Jakarta, CNN Indonesia —
Digitalisasi diperkirakan akan terus tumbuh di Asia Tenggara, bahkan diperkirakan 15 persen pendapatan perusahaan di Asia Tenggara akan berasal dari produk dan layanan digital di 2023.
International Data Corporation (IDC) memprediksikan pada 2023, ekosistem digital akan menguasai Asia Tenggara, karena satu dari tiga perusahaan akan menghasilkan lebih dari 15 persen pendapatannya dari produk dan layanan digital, persentase ini meningkat dari hanya satu dari enam perusahaan di 2020.
Menurut IDC, beberapa area yang menjadi prioritas negara-negara di Asia Tenggara untuk mendorong ekonomi digital mereka di antaranya adalah menjadi perusahaan yang mengandalkan data dalam pengambilan keputusan, melakukan akselerasi layanan digital, beroperasi secara otonom atau tanpa campur tangan manusia, mengutamakan kualitas pada seluruh interaksi dengan pelanggan atau omni-experience, serta modernisasi rantai pasokan.
Dengan demikian, upaya untuk meningkatkan pendapatan dari produk dan layanan digital ini turut meningkatkan peran salah satu bidang teknologi, yakni cloud. Teknologi cloud dinilai sangat berguna bagi kelangsungan dan ketahanan bisnis organisasi-organisasi di Asia Tenggara untuk bersaing di dunia yang mengutamakan sektor digital.
Pada WW Public Cloud Services Tracker 2021, IDC memperkirakan pasar Layanan Public Cloud di seluruh Asia Tenggara diperkirakan akan tumbuh dan mencapai US$11 miliar pada 2025 dengan tingkat pertumbuhan tahunan gabungan (CAGR) lima tahun sebesar 21,5 persen.

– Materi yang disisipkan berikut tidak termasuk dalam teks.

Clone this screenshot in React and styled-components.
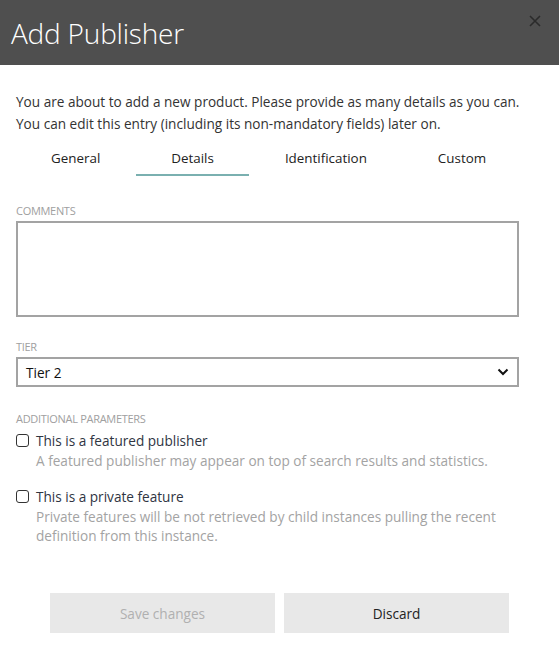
import React, { useState } from 'react';
import styled, { createGlobalStyle } from 'styled-components';

const Global = createGlobalStyle`
  html, body { margin: 0; padding: 0; background: #fff; }
  body { font-family: "Open Sans", "Noto Sans", sans-serif; }
  * { box-sizing: border-box; }
`;

const tabs = ['General', 'Details', 'Identification', 'Custom'];

function App() {
  const [active, setActive] = useState(1);

  return (
    <Dialog>
      <Global />
      <Header>
        <Title>Add Publisher</Title>
        <Close aria-label="close">
          <svg width="12" height="12" viewBox="0 0 12 12">
            <path d="M1 1 L11 11 M11 1 L1 11" stroke="#2b2b2b" strokeWidth="1.6" />
          </svg>
        </Close>
      </Header>
      <Body>
        <Intro>
          You are about to add a new product. Please provide as many details as you can.
          You can edit this entry (including its non-mandatory fields) later on.
        </Intro>
        <Tabs>
          {tabs.map((t, i) => (
            <Tab key={t} active={i === active} onClick={() => setActive(i)}>{t}</Tab>
          ))}
        </Tabs>

        <Field space={28}>
          <Label>Comments</Label>
          <TextArea />
        </Field>

        <Field space={23}>
          <Label>Tier</Label>
          <SelectBox>
            <span>Tier 2</span>
            <svg width="12" height="8" viewBox="0 0 12 8">
              <path d="M1.5 1.5 L6 6 L10.5 1.5" fill="none" stroke="#111" strokeWidth="2" />
            </svg>
          </SelectBox>
        </Field>

        <Field space={25}>
          <Label>Additional parameters</Label>
          <Option>
            <Check type="checkbox" />
            <div>
              <OptionTitle>This is a featured publisher</OptionTitle>
              <OptionHint>A featured publisher may appear on top of search results and statistics.</OptionHint>
            </div>
          </Option>
          <Option>
            <Check type="checkbox" />
            <div>
              <OptionTitle>This is a private feature</OptionTitle>
              <OptionHint>Private features will be not retrieved by child instances pulling the recent definition from this instance.</OptionHint>
            </div>
          </Option>
        </Field>

        <Actions>
          <Button disabled>Save changes</Button>
          <Button>Discard</Button>
        </Actions>
      </Body>
    </Dialog>
  );
}

export default App;

const Dialog = styled.div`
  width: 559px;
  height: 648px;
  background: #fff;
`;

const Header = styled.div`
  height: 65px;
  background: #4f4f4f;
  display: flex;
  align-items: flex-start;
  justify-content: space-between;
  padding: 13px 18px 0 11px;
`;

const Title = styled.h1`
  margin: 0;
  font-size: 28px;
  font-weight: 300;
  color: #fff;
  line-height: 40px;
  letter-spacing: -0.2px;
`;

const Close = styled.div`
  margin-top: 2px;
  display: flex;
`;

const Body = styled.div`
  padding: 26px 30px 0 16px;
`;

const Intro = styled.p`
  margin: 0;
  font-size: 13.6px;
  line-height: 22px;
  color: #333;
`;

const Tabs = styled.div`
  display: flex;
  gap: 1px;
  margin: 11px 0 0 0;
`;

const Tab = styled.div`
  padding: 3px 35px 7px;
  font-size: 13.4px;
  line-height: 18px;
  color: #222;
  cursor: pointer;
  border-bottom: 2px solid ${p => (p.active ? '#7ab0b0' : 'transparent')};
`;

const Field = styled.div`
  margin-top: ${p => p.space}px;
`;

const Label = styled.div`
  font-size: 11px;
  text-transform: uppercase;
  color: #a0a0a0;
  letter-spacing: -0.3px;
  line-height: 14px;
  margin-bottom: 3px;
`;

const TextArea = styled.textarea`
  display: block;
  width: 503px;
  height: 96px;
  border: 2px solid #a3a3a3;
  resize: none;
  outline: none;
`;

const SelectBox = styled.div`
  width: 503px;
  height: 30px;
  border: 2px solid #a3a3a3;
  display: flex;
  align-items: center;
  justify-content: space-between;
  padding: 0 8px 0 8px;
  font-size: 13.6px;
  color: #111;
`;

const Option = styled.label`
  display: flex;
  align-items: flex-start;
  gap: 7px;
  margin-bottom: 16px;
  margin-top: 4px;
`;

const Check = styled.input`
  appearance: none;
  width: 13px;
  height: 13px;
  margin: 4px 0 0 0;
  border: 1px solid #333;
  border-radius: 3px;
  background: #fff;
  flex: none;
`;

const OptionTitle = styled.div`
  font-size: 13.6px;
  line-height: 21px;
  color: #2f3542;
`;

const OptionHint = styled.div`
  font-size: 13.6px;
  line-height: 19px;
  color: #a3a3a3;
  max-width: 480px;
`;

const Actions = styled.div`
  display: flex;
  gap: 9px;
  margin: 48px 0 0 34px;
`;

const Button = styled.button`
  width: 225px;
  height: 40px;
  border: none;
  background: #e8e8e8;
  font-family: inherit;
  font-size: 13.6px;
  color: ${p => (p.disabled ? '#b0b0b0' : '#222')};
`;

Salah satu faktor yang membuat digitalisasi terus tumbuh adalah pandemi Covid-19. Pandemi COVID-19 membuat semakin banyak perusahaan yang memindahkan mission-critical workloads mereka ke layanan public cloud.
Selain itu, pemerintah di negara-negara Asia Tenggara juga membuka kesempatan bagi para pelaku industri yang sudah teregulasi seperti finansial, asuransi, layanan kesehatan, sektor publik, energi, telekomunikasi, dan manufaktur untuk mengadopsi penggunaan public cloud.
Proses adopsi hybrid dan multicloud juga disebut semakin cepat karena perusahaan memiliki akses ke produk-produk yang lebih baik untuk melakukan integrasi data serta interoperabilitas aplikasi pada beberapa cloud.
Menurut survey IDC, lebih dari 60 persen organisasi di Indonesia, Malaysia, dan Singapura telah memprioritaskan program-program yang terkait dengan ketahanan infrastruktur digital. Hal tersebut dilakukan untuk merespon kondisi yang serba tidak pasti akibat ketegangan geopolitik, inflasi, gangguan rantai pasokan, dan usaha penanggulangan pandemi COVID-19 yang masih berlangsung.
Lebih lanjut, IDC juga menemukan sebanyak 76 persen organisasi di Asia-Pasifik terindikasi akan melakukan peningkatan layanan cloud dalam 12 bulan mendatang.
Dari angka tersebut, peningkatan sebesar 81 persen ditunjukkan organisasi-organisasi di Indonesia, 86 persen di Malaysia, 88 persen di Filipina, dan 92 persen di Thailand.
Angka tersebut menunjukkan peningkatan penggunaan layanan cloud yang lebih tinggi dari angka rata-rata regional.
“Lebih banyak perusahaan yang akan mencari cara untuk merancang strategi cloud mereka, sekaligus cara untuk menggunakan layanan cloud secara lebih efektif, seiring dengan perkembangan layanan cloud pada berbagai sektor industri di kawasan Asia Tenggara,” ujar Prapussorn Pechkaew, Research Manager, IDC Thailand dalam sebuah keterangan, Selasa (23/8).